The NCC had endorsed his idea and announced that the elections would be fought under the umbrella of the Uganda National Liberation Front (UNLF) and not political parties, but the former president insisted that he did not want to be part of the UNLF.
However, in a subsequent interview in Dar es Salaam, Tanzania, Obote insisted that he was returning to Uganda like any other citizen.
READ: From the grace of State House Entebbe to exile in Lusaka: Revealing Dr Milton Obote’s 20 quiet years
“I’m not going back as a candidate. I have no office to regain. But I’m a Ugandan. Uganda is now liberated; I must go home,” he said.
He also alluded to the need for himself and the Uganda Peoples Congress (UPC) party to assess its strength ahead of the proposed elections.
“We have not actually been operating as a party, but as a resistance movement,” he said. “I have a chance of being re-elected president of the UPC. As regards the presidency of Uganda, I think the question is rather premature,” he said.
On May 12, Binaisa was ousted and power was placed in the hands of the Military Commission. That not only paved way for Obote’s return, but also strengthened his argument that UNLF was a lame duck organisation.
“There have been three UNLF governments in one year, people think Uganda is Italy,” Obote said.
The Christian Science Monitor reported a change in the tone. It noted that Obote’s speech in Bushenyi left no doubts that he expected to lead UPC into the next general election.
Addressing a rally that The Washington Post said was attended by at least 10,000 supporters, mostly farmers from Bushenyi, Obote declared that, “A new era is about to dawn in Uganda.”
Whereas he had not declared himself a candidate, he made it known that he favoured elections by September 30, 1980, “if possible”.
“Let it be known that Uganda’s decade of shame is at last over. Let a message go across to the world that a new era is about to dawn in Uganda,” he said.
Obote also appealed for unity and moral revival.
“Either we live together or we perish together; there is no other way” he said.
It was largely on account of fact that he had made the decision to land in Bushenyi and not any other part of Uganda that UPC stalwarts in district gave Obote the pet name Nyamurunga, or “the pure white bird”.
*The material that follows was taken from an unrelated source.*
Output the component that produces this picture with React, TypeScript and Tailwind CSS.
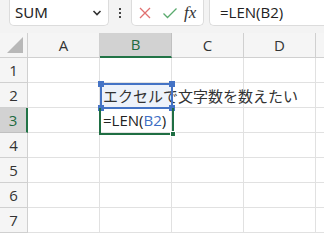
import React from "react";

const font = { fontFamily: '"Open Sans","Noto Sans","Noto Sans CJK JP",sans-serif' };

export default function App() {
  const cols = ["A", "B", "C", "D", ""];
  const rows = [1, 2, 3, 4, 5, 6, 7];
  return (
    <div className="w-[324px] h-[234px] overflow-hidden bg-white relative" style={font}>
      {/* top bar */}
      <div className="h-[33px] bg-[#f3f3f3] flex items-start">
        <div className="ml-[9px] w-[100px] h-[26px] bg-white border border-t-0 border-[#dcdcdc] rounded-b-[5px] flex items-center pl-[5px] pr-[6px]">
          <span className="text-[15px] text-[#222] flex-1 leading-none" style={{ fontFamily: '"Noto Sans",sans-serif' }}>SUM</span>
          <svg width="10" height="8" viewBox="0 0 10 8">
            <path d="M1.5 2 L5 5.5 L8.5 2" fill="none" stroke="#333" strokeWidth="1.6" />
          </svg>
        </div>
        <div className="w-[22px] h-[26px] flex flex-col items-center justify-center gap-[2px]">
          <div className="w-[2px] h-[2px] bg-[#444]" />
          <div className="w-[2px] h-[2px] bg-[#444]" />
          <div className="w-[2px] h-[2px] bg-[#444]" />
        </div>
        <div className="w-[73px] h-[26px] bg-white border border-t-0 border-[#dcdcdc] rounded-b-[5px] flex items-center">
          <svg width="14" height="14" viewBox="0 0 14 14" className="ml-[6px]">
            <path d="M2 2 L12 12 M12 2 L2 12" stroke="#e07070" strokeWidth="1.3" />
          </svg>
          <svg width="16" height="14" viewBox="0 0 16 14" className="ml-[10px]">
            <path d="M1.5 7.5 L5.5 11.5 L14.5 2.5" fill="none" stroke="#5aaa6e" strokeWidth="1.3" />
          </svg>
          <span className="ml-[6px] text-[17px] italic text-[#333] leading-none" style={{ fontFamily: '"Liberation Serif",serif' }}>fx</span>
        </div>
        <div className="ml-[5px] flex-1 h-[26px] bg-white border border-t-0 border-r-0 border-[#dcdcdc] rounded-bl-[5px] flex items-center pl-[10px]">
          <span className="text-[15px] text-[#222] leading-none">=LEN(B2)</span>
        </div>
      </div>
      {/* grid */}
      <div className="grid grid-cols-[28px_72px_72px_72px_72px_72px] auto-rows-[25px] relative">
        <div className="bg-[#f5f5f5] border-r border-b border-[#d0d0d0] relative">
          <svg width="18" height="18" viewBox="0 0 18 18" className="absolute right-[3px] bottom-[3px]">
            <path d="M17 1 L17 17 L1 17 Z" fill="#b8b8b8" />
          </svg>
        </div>
        {cols.map((c, i) => (
          <div
            key={i}
            className={
              c === "B"
                ? "bg-[#d2d2d2] border-r border-[#c0c0c0] border-b-2 border-b-[#217346] text-[#1e6b40] flex items-center justify-center text-[15px]"
                : "bg-[#f5f5f5] border-r border-b border-[#d0d0d0] text-[#333] flex items-center justify-center text-[15px]"
            }
          >
            {c}
          </div>
        ))}
        {rows.map((r) => (
          <React.Fragment key={r}>
            <div
              className={
                r === 3
                  ? "bg-[#d2d2d2] border-r-2 border-r-[#217346] border-b border-[#c0c0c0] text-[#1e6b40] flex items-center justify-center text-[15px]"
                  : "bg-[#f5f5f5] border-r border-b border-[#d0d0d0] text-[#333] flex items-center justify-center text-[15px]"
              }
            >
              {r}
            </div>
            {cols.map((c, i) => {
              const isB2 = r === 2 && c === "B";
              const isB3 = r === 3 && c === "B";
              return (
                <div
                  key={i}
                  className={
                    "border-r border-b border-[#e1e1e1] relative " +
                    (isB2 ? "bg-[#edf2fa] z-10" : "bg-white")
                  }
                >
                  {isB2 && (
                    <span className="absolute left-[3px] top-[2px] whitespace-nowrap text-[15px] text-[#333]" style={{ fontFamily: '"Noto Sans CJK JP",sans-serif' }}>
                      エクセルで文字数を数えたい
                    </span>
                  )}
                  {isB3 && (
                    <span className="absolute left-[3px] top-[1px] whitespace-nowrap text-[15px] text-[#222]">
                      =LEN(<span className="text-[#3c6ec4]">B2</span>)
                    </span>
                  )}
                </div>
              );
            })}
          </React.Fragment>
        ))}
      </div>
      {/* B2 reference border */}
      <div className="absolute left-[100px] top-[83px] w-[73px] h-[26px] border-2 border-[#4473c5] pointer-events-none z-20">
        <div className="absolute -left-[4px] -top-[4px] w-[6px] h-[6px] bg-[#4473c5]" />
        <div className="absolute -right-[4px] -top-[4px] w-[6px] h-[6px] bg-[#4473c5]" />
        <div className="absolute -left-[4px] -bottom-[4px] w-[6px] h-[6px] bg-[#4473c5]" />
        <div className="absolute -right-[4px] -bottom-[4px] w-[6px] h-[6px] bg-[#4473c5]" />
      </div>
      {/* B3 active border */}
      <div className="absolute left-[99px] top-[108px] w-[75px] h-[27px] border-2 border-[#1f6e43] pointer-events-none z-20 border-t-0">
        <div className="absolute -right-[4px] -bottom-[4px] w-[6px] h-[6px] bg-[#1f6e43] border border-white" />
      </div>
    </div>
  );
}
The folk in Bushenyi also composed a song in praise of Obote. The chorus was as below:
Obote, Obote, Nyamurunga,
Obote na Uganda yoona Nyamurunga.
Abasiigazi barungi, Nyamurunga,
n’obashanga omu Congress, Nyamurunga.
May 27 was throughout the Obote II regime commemorated as “Heroes Day”. Supporters of UPC would every May 27 make pilgrimages to Ishaka, which Obote had set up as the “Uganda village”. Obote and the pilgrims would be serenaded with the same until his fall in July 1985.